Bollywood’s fascination with the underworld – despite its vice grip on the industry today – has produced several movies from the above books. Dongri to Dubai was adapted by Sanjay Gupta into the movie Shootout at Wadala starring Johan Abraham; Black Friday was adapted by Anurag Kashyap into a movie, and after a court battle was released in 2004.
Meenal Baghel, another investigative journalist, wrote an account of a sensational murder in Mumbai, which was turned into a movie by Raj Gopal Verma called Not a Love Story.

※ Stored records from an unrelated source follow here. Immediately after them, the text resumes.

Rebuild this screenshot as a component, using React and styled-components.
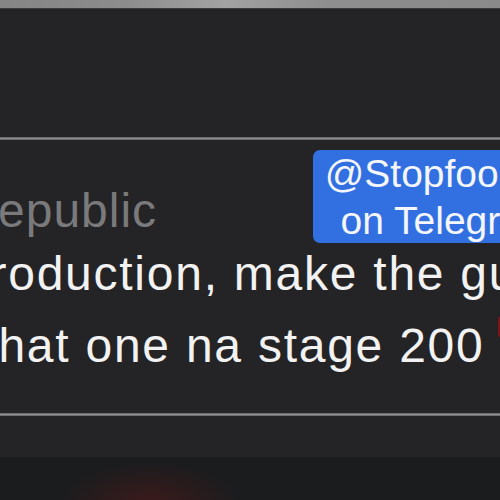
import styled, { createGlobalStyle } from 'styled-components';

const GlobalStyle = createGlobalStyle`
  html, body {
    margin: 0;
    padding: 0;
    background: #242426;
    overflow: hidden;
  }
  body {
    font-family: "Liberation Sans", Arial, sans-serif;
  }
`;

const Screen = styled.div`
  width: 500px;
  height: 500px;
  display: flex;
  flex-direction: column;
  background: #242426;
  overflow: hidden;
`;

const TopBar = styled.div`
  height: 8px;
  flex-shrink: 0;
  background: linear-gradient(90deg, #858585 0%, #8c8c8c 25%, #a2a2a2 45%, #8e8e8e 65%, #8a8a8a 100%);
  border-bottom: 1px solid #3a3a3c;
`;

const Spacer = styled.div`
  height: ${props => props.h}px;
  flex-shrink: 0;
`;

const Divider = styled.div`
  height: 3px;
  flex-shrink: 0;
  background: linear-gradient(180deg, #5c5c5e 0%, #8f8f91 50%, #5c5c5e 100%);
`;

const Card = styled.div`
  height: 273px;
  flex-shrink: 0;
  display: flex;
  flex-direction: column;
  margin-left: -22px;
  padding-top: 10px;
  box-sizing: border-box;
`;

const HeaderRow = styled.div`
  display: flex;
  align-items: flex-end;
  justify-content: space-between;
  white-space: nowrap;
`;

const Name = styled.div`
  margin-left: 3px;
  font-size: 48px;
  line-height: 56px;
  letter-spacing: 1px;
  color: #7a7a7c;
  padding-bottom: 4px;
`;

const Tag = styled.div`
  width: 269px;
  height: 93px;
  margin-right: -82px;
  background: #3270e2;
  border-radius: 7px;
  color: #f4f6fb;
  font-size: 39px;
  line-height: 47px;
  text-align: center;
  white-space: nowrap;
`;

const Message = styled.div`
  margin-top: -5px;
  margin-left: -16px;
  font-size: 48px;
  line-height: 72px;
  letter-spacing: 1.75px;
  color: #f2f2f2;
  white-space: nowrap;
`;

const Emoji = styled.span`
  display: inline-block;
  width: 30px;
  height: 22px;
  margin-left: 14px;
  vertical-align: 24px;
  background: #7c1616;
  border-radius: 4px;
`;

const Footer = styled.div`
  height: 41px;
  flex-shrink: 0;
`;

const Bottom = styled.div`
  flex: 1;
  background:
    radial-gradient(ellipse 90px 40px at 150px 45px, rgba(90, 25, 25, 0.5), rgba(90, 25, 25, 0) 100%),
    #1b1c1e;
`;

export default function App() {
  return (
    <>
      <GlobalStyle />
      <Screen>
        <TopBar />
        <Spacer h={128} />
        <Divider />
        <Card>
          <HeaderRow>
            <Name>republic</Name>
            <Tag>
              @Stopfoodies
              <br />
              on Telegram
            </Tag>
          </HeaderRow>
          <Message>
            production, make the guys
            <br />
            what one na stage 200<Emoji />
          </Message>
        </Card>
        <Divider />
        <Footer />
        <Bottom />
      </Screen>
    </>
  );
}
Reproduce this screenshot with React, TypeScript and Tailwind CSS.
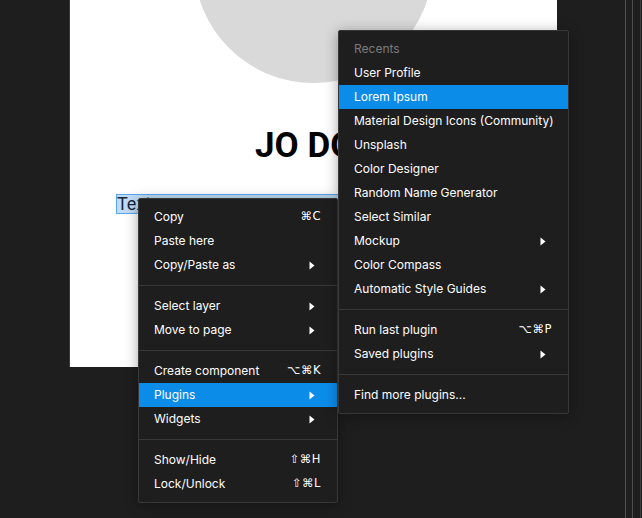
import React from 'react';

type Item =
   | { kind: 'item'; label: string; shortcut?: string; sub?: boolean; active?: boolean; muted?: boolean }
   | { kind: 'sep' };

const mainItems: Item[] = [
   { kind: 'item', label: 'Copy', shortcut: '⌘C' },
   { kind: 'item', label: 'Paste here' },
   { kind: 'item', label: 'Copy/Paste as', sub: true },
   { kind: 'sep' },
   { kind: 'item', label: 'Select layer', sub: true },
   { kind: 'item', label: 'Move to page', sub: true },
   { kind: 'sep' },
   { kind: 'item', label: 'Create component', shortcut: '⌥⌘K' },
   { kind: 'item', label: 'Plugins', sub: true, active: true },
   { kind: 'item', label: 'Widgets', sub: true },
   { kind: 'sep' },
   { kind: 'item', label: 'Show/Hide', shortcut: '⇧⌘H' },
   { kind: 'item', label: 'Lock/Unlock', shortcut: '⇧⌘L' },
];

const pluginItems: Item[] = [
   { kind: 'item', label: 'Recents', muted: true },
   { kind: 'item', label: 'User Profile' },
   { kind: 'item', label: 'Lorem Ipsum', active: true },
   { kind: 'item', label: 'Material Design Icons (Community)' },
   { kind: 'item', label: 'Unsplash' },
   { kind: 'item', label: 'Color Designer' },
   { kind: 'item', label: 'Random Name Generator' },
   { kind: 'item', label: 'Select Similar' },
   { kind: 'item', label: 'Mockup', sub: true },
   { kind: 'item', label: 'Color Compass' },
   { kind: 'item', label: 'Automatic Style Guides', sub: true },
   { kind: 'sep' },
   { kind: 'item', label: 'Run last plugin', shortcut: '⌥⌘P' },
   { kind: 'item', label: 'Saved plugins', sub: true },
   { kind: 'sep' },
   { kind: 'item', label: 'Find more plugins...' },
];

const Arrow = () => (
   <svg width="6" height="9" viewBox="0 0 6 9" className="mr-[6px] shrink-0">
      <path d="M0.5 0.5 L5.5 4.5 L0.5 8.5 Z" fill="#ffffff" />
   </svg>
);

const Menu: React.FC<{ items: Item[]; className: string }> = ({ items, className }) => (
   <div
      className={`absolute bg-[#1e1e1e] border border-[#383838] rounded-[2px] py-[6px] shadow-[0_2px_14px_rgba(0,0,0,0.35)] ${className}`}
   >
      {items.map((item, i) =>
         item.kind === 'sep' ? (
            <div key={i} className="py-2">
               <div className="h-px bg-[#383838]" />
            </div>
         ) : (
            <div
               key={i}
               className={`h-6 flex items-center justify-between pl-[15px] pr-4 text-[12px] whitespace-nowrap ${
                  item.active ? 'bg-[#0c8ce9]' : ''
               } ${item.muted ? 'text-[#7b7b7b]' : 'text-white'}`}
            >
               <span>{item.label}</span>
               {item.shortcut && (
                  <span className="tracking-[0.5px]" style={{ fontFamily: '"DejaVu Sans", Inter, sans-serif', fontSize: 11.5 }}>
                     {item.shortcut}
                  </span>
               )}
               {item.sub && <Arrow />}
            </div>
         )
      )}
   </div>
);

export default function App() {
   return (
      <div
         className="relative w-[642px] h-[518px] overflow-hidden bg-[#1e1e1e]"
         style={{ fontFamily: 'Inter, "Noto Sans", sans-serif' }}
      >
         {/* canvas frame */}
         <div className="absolute left-[69px] top-0 w-[488px] h-[367px] bg-white border-l border-[#3a3a3a] overflow-hidden">
            <div className="absolute left-[124px] top-[-156px] w-[239px] h-[239px] rounded-full bg-[#d9d9d9]" />
            <div
               className="absolute left-0 right-0 top-[126px] text-center text-black font-bold text-[35px] leading-[40px] pl-[2px]"
               style={{ fontFamily: 'Roboto, sans-serif' }}
            >
               JO DOE
            </div>
            <div
               className="absolute left-[46px] top-[194px] w-[300px] h-[20px] bg-[#bfdcf6] border border-[#58a7ef] text-[18px] leading-[18px] text-[#17253a]"
               style={{ fontFamily: 'Roboto, sans-serif' }}
            >
               Text
            </div>
         </div>

         {/* right panel edges */}
         <div className="absolute top-0 bottom-0 left-[625px] w-px bg-[#4e4e4e]" />
         <div className="absolute top-0 bottom-0 left-[632px] w-px bg-[#4e4e4e]" />
         <div className="absolute top-0 bottom-0 left-[640px] w-px bg-[#3e3e3e]" />

         <Menu items={mainItems} className="left-[138px] top-[198px] w-[200px]" />
         <Menu items={pluginItems} className="left-[338px] top-[30px] w-[231px]" />
      </div>
   );
}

Mumbai’s mafia and the underworld have changed and adapted with the financial capital’s changing character. Their beginnings can be traced back to the early years of India’s Independence when the Maharashtra government’s prohibition policy led to bootlegging, and the associated business of matka – an illegal gambling racket.
In the 1960s, Varadarajan Munuswamy Mudaliar (aka Varadabhai), Haji Mastan and Yusuf Patel were the big players. The collapse of the textile industry in Mumbai around that time led to the rise of Dawood Ibrahim and his cohort.
The watershed event, however, is the Stock Exchange serial blasts of 1993 that left 257 dead and hundreds maimed; it changed the face of organised crime in Mumbai. Until then, the underworld had attracted Hindu and Muslim unemployed youths.
Dawood Ibrahim’s involvement in the serial blasts, however, (prompted by the ISI, according to King), changed it forever: most Hindus drew a line there and left his gang. His trusted lieutenant Chota Rajan formed his own gang in South East Asia.
Also, whereas most of the mob leaders had hailed from Mumbai and its surrounds until the 1992; today most of them come from outside Maharashtra, mostly from UP and Bihar, and their use of katas (handmade pistols) has proliferated.
Whereas once gold and silver smuggling was lucrative, today hawala and money laundering, illegal trade in sophisticated arms and illicit drugs are the favoured activities of organised crime in Mumbai. Extortion, film financing and the smuggling of computer parts are now their bread and butter.
Dons are no longer simply satisfied with a share of profits from the Bollywood film industry – they want partnerships, and a slice of overseas rights for film and music distribution. Their transnational linkages into legitimate businesses like hotels, real estate and the movie industry, have made it more difficult for law-enforcement agencies to rein them in.